Quel est votre niveau d’optimisme sur le fait que les besoins en main-d’œuvre parviendront à être comblés ?
Je suis plutôt optimiste sur le fait qu’on arrivera à trouver la quantité de main d’œuvre nécessaire. L’une des difficultés risque toutefois d’être qu’elle ne sera peut-être pas aussi formée qu’on le souhaiterait. La clé, c’est que les entreprises soient capables d’anticiper leurs besoins, car à un moment donné il sera trop tard pour former les gens à temps. Or, ce n’est pas très habituel de leur part et, à leur décharge, il faut reconnaître que c’est difficile à faire pour un événement hors norme sur lequel on n’a pas de référence.
Un autre aspect intéressant est que, comme il y aura pour les jeux une offre de travail très supérieure à ce qu’elle est habituellement, il y a un risque que les offres se fassent un peu concurrence les unes les autres. C’est difficile de dire s’il y a des secteurs qui seront plus ou moins attractifs et comment les personnes se détermineront. Principalement en fonction des rémunérations ? Des lieux de travail ? À voir. Au final, et sauf politiques très volontaristes des entreprises et des branches, il est probable que les secteurs en tension d’aujourd’hui seront aussi ceux de l’année prochaine.
Un mot de conclusion ?
Je suis à un poste d’observation très intéressant pour voir la machine de l’Etat s’organiser pour adresser toutes ces problématiques. Ce que je constate, c’est que la mobilisation s’est amplifiée et accélérée depuis 2 ans.

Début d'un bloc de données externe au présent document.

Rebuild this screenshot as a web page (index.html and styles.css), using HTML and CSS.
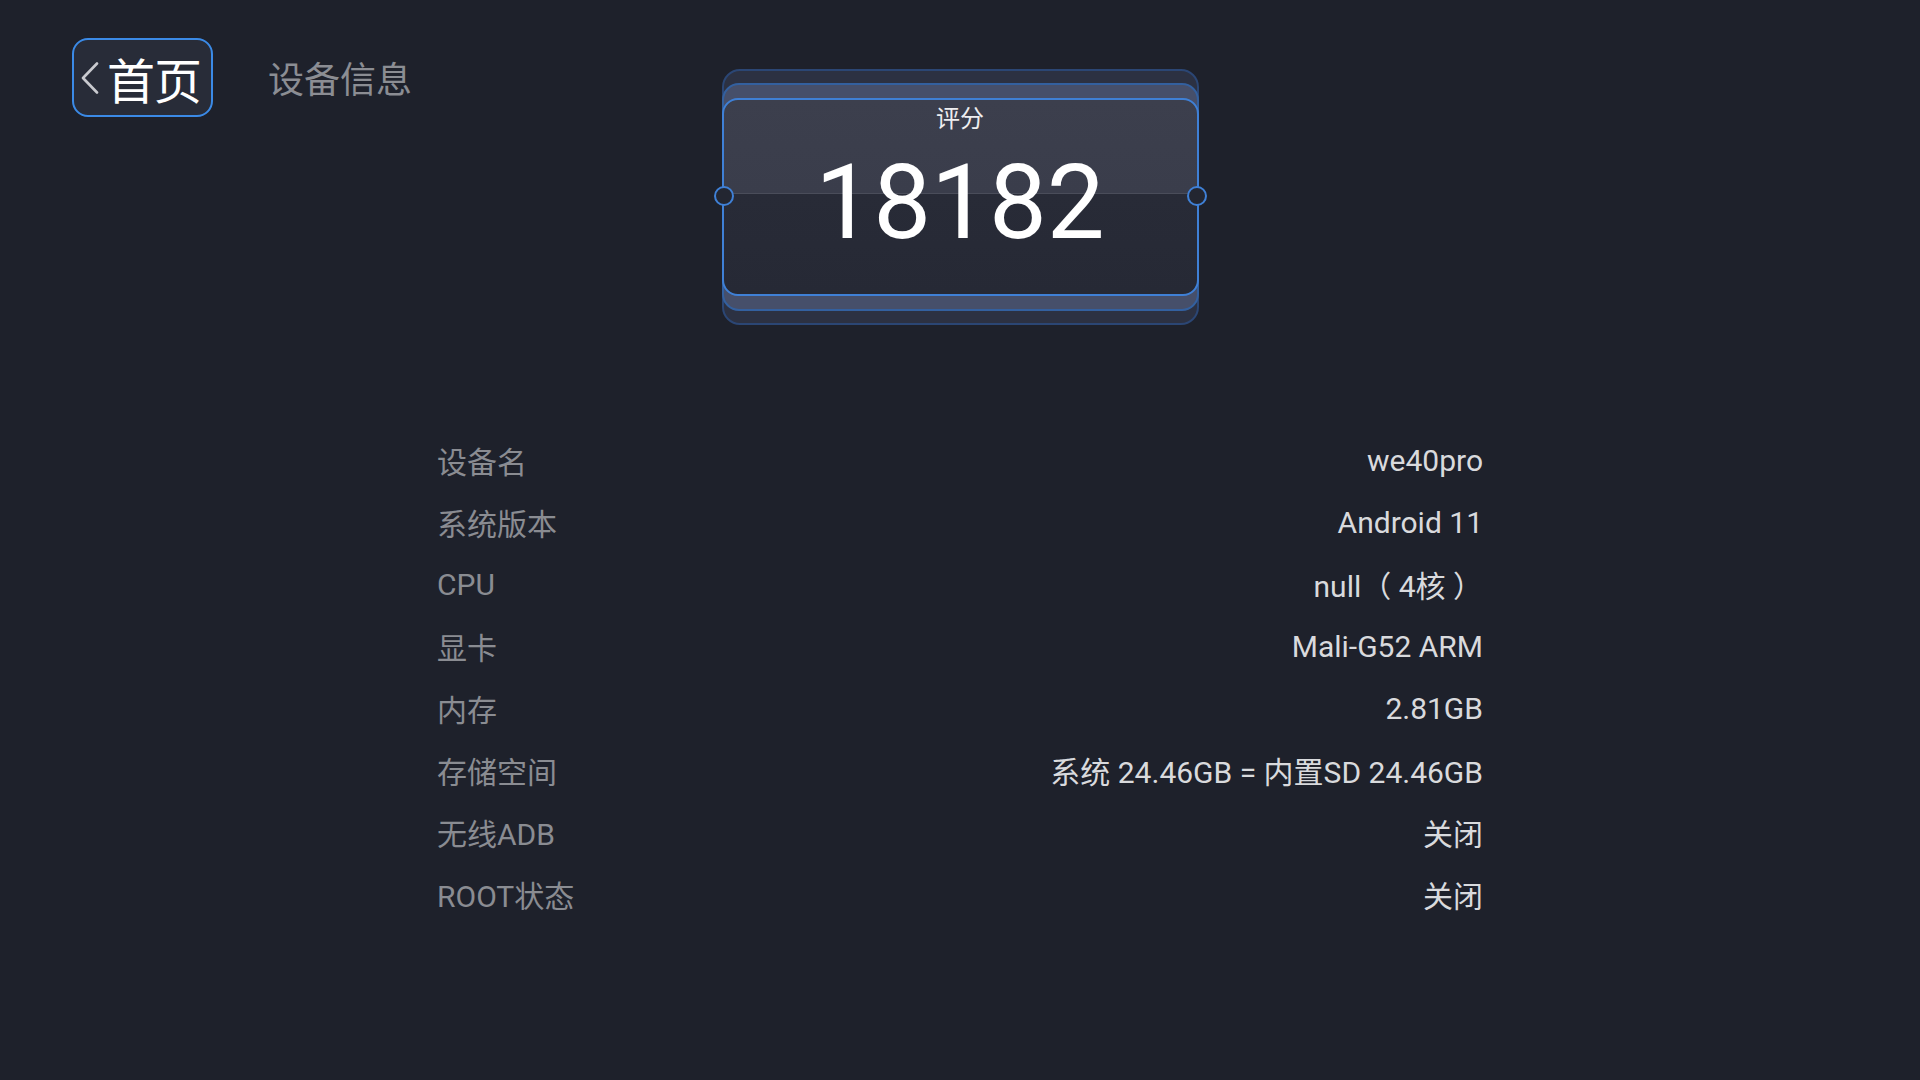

Au départ la DIJOP intervenait sur de nombreux sujets, mais maintenant que l’on approche de l’échéance, beaucoup d’administrations s’en sont emparées directement elles-mêmes et agissent efficacement. Comme notre rôle n’est pas d’être redondant ou de faire à la place des autres, cela nous permet de garder une vision anticipatrice et un temps d’avance pour identifier, traiter et lever collectivement, au fil de l’eau, d’autres obstacles potentiels à la bonne livraison des Jeux.